Popular theme parks and warm weather make Florida a worthy Halloween destination. Ybor City in Tampa hosts a Latin-themed Guavaween with food, live music, a costume contest, and screenings of old horror films, but in the euphoric kids' paradise of Orlando, the parties are even more abundant.
Walt Disney World plays host to Mickey's Not-So-Scary Halloween Party featuring a parade of Disney villains, a special gathering at Cinderella Castle, roaming characters in costume, themed games, rides, shows, and more. This event typically starts as early as mid-August and runs through October, but in 2020, it's been canceled. The Orlando version of Universal's Halloween Horror Nights—similar to the one held in Los Angeles—has been canceled, too.
SeaWorld puts on an annual Halloween Spooktacular featuring trick-or-treating with an oceanic theme (think: mermaids and other underwater wonders). In 2020, the event will take place on Saturdays and Sundays through November 1, plus Friday, October 30. Likewise, LEGOLAND's Brick or Treat (your average trick-or-treat, but with exclusive shows and costumed LEGO characters) will take place every Saturday and Sunday in October this year.
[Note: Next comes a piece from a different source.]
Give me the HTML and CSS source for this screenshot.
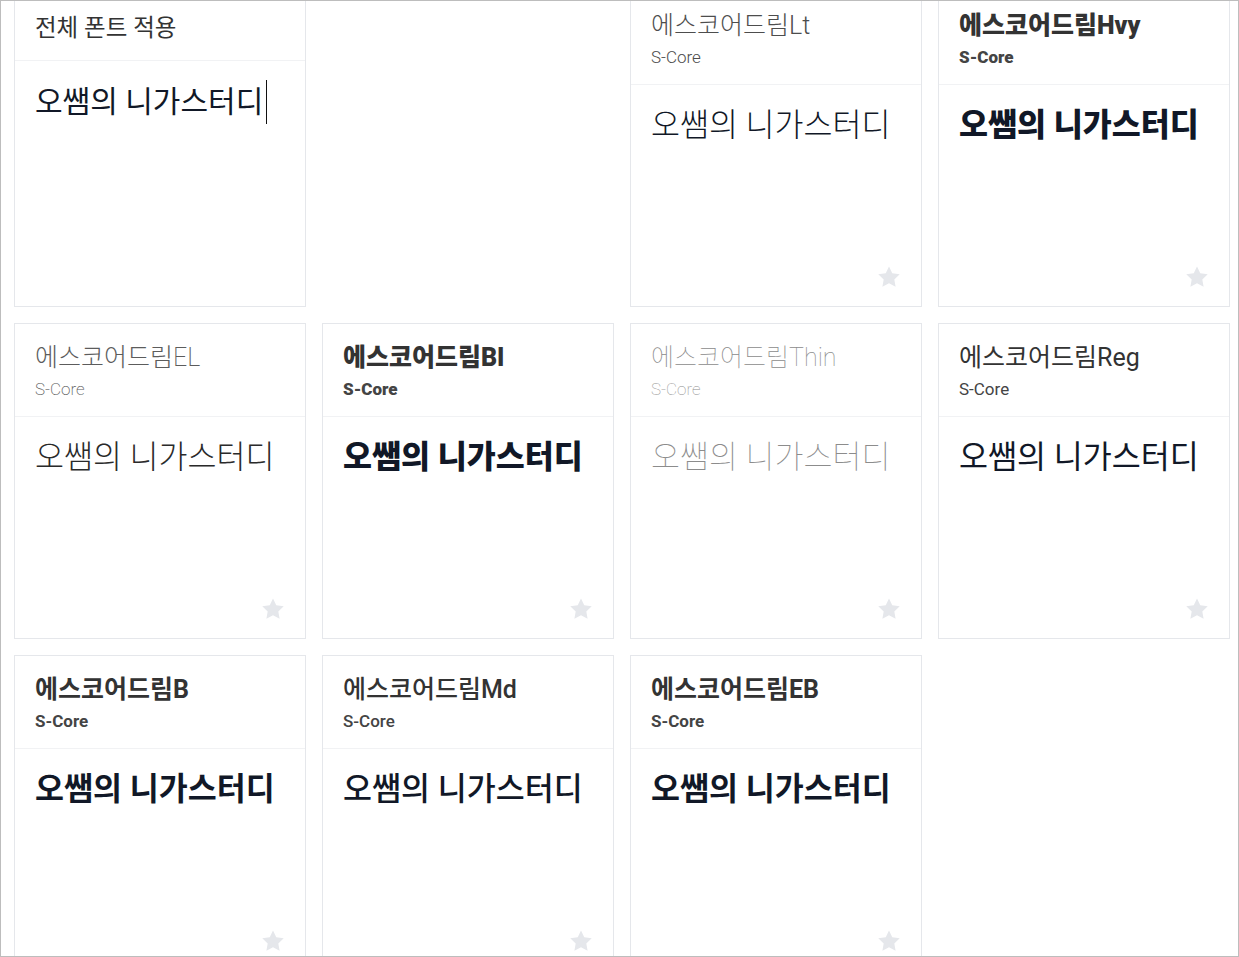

Whereas U.S. theme parks manufacture artificial thrills, Charleston, South Carolina, is authentically scary, as it's home to a number of old plantations, Civil War-era cemeteries, and a culture rife with eerie folk tales. You'll even notice that nearly every porch ceiling along Rainbow Row is painted blue to ward off evil spirits, as legend goes.
Ghost hunting is a year-round pastime in this historic city, with paranormal-centered tours happening nightly. The Old City Jail, which once held Civil War prisoners, pirates, and other criminals between 1800 and 1940, hosts one of its own. Other popular ghost tours include that of the Magnolia Cemetery, the USS Yorktown aircraft carrier, of the city's oldest pubs, and the Old Exchange's spooky Provost Dungeon.
Additionally, one of the most well-known plantations, Boone Hall, celebrates its ghostly reputation with Fright Nights, a three-part haunted house event featuring a hayride through the woods.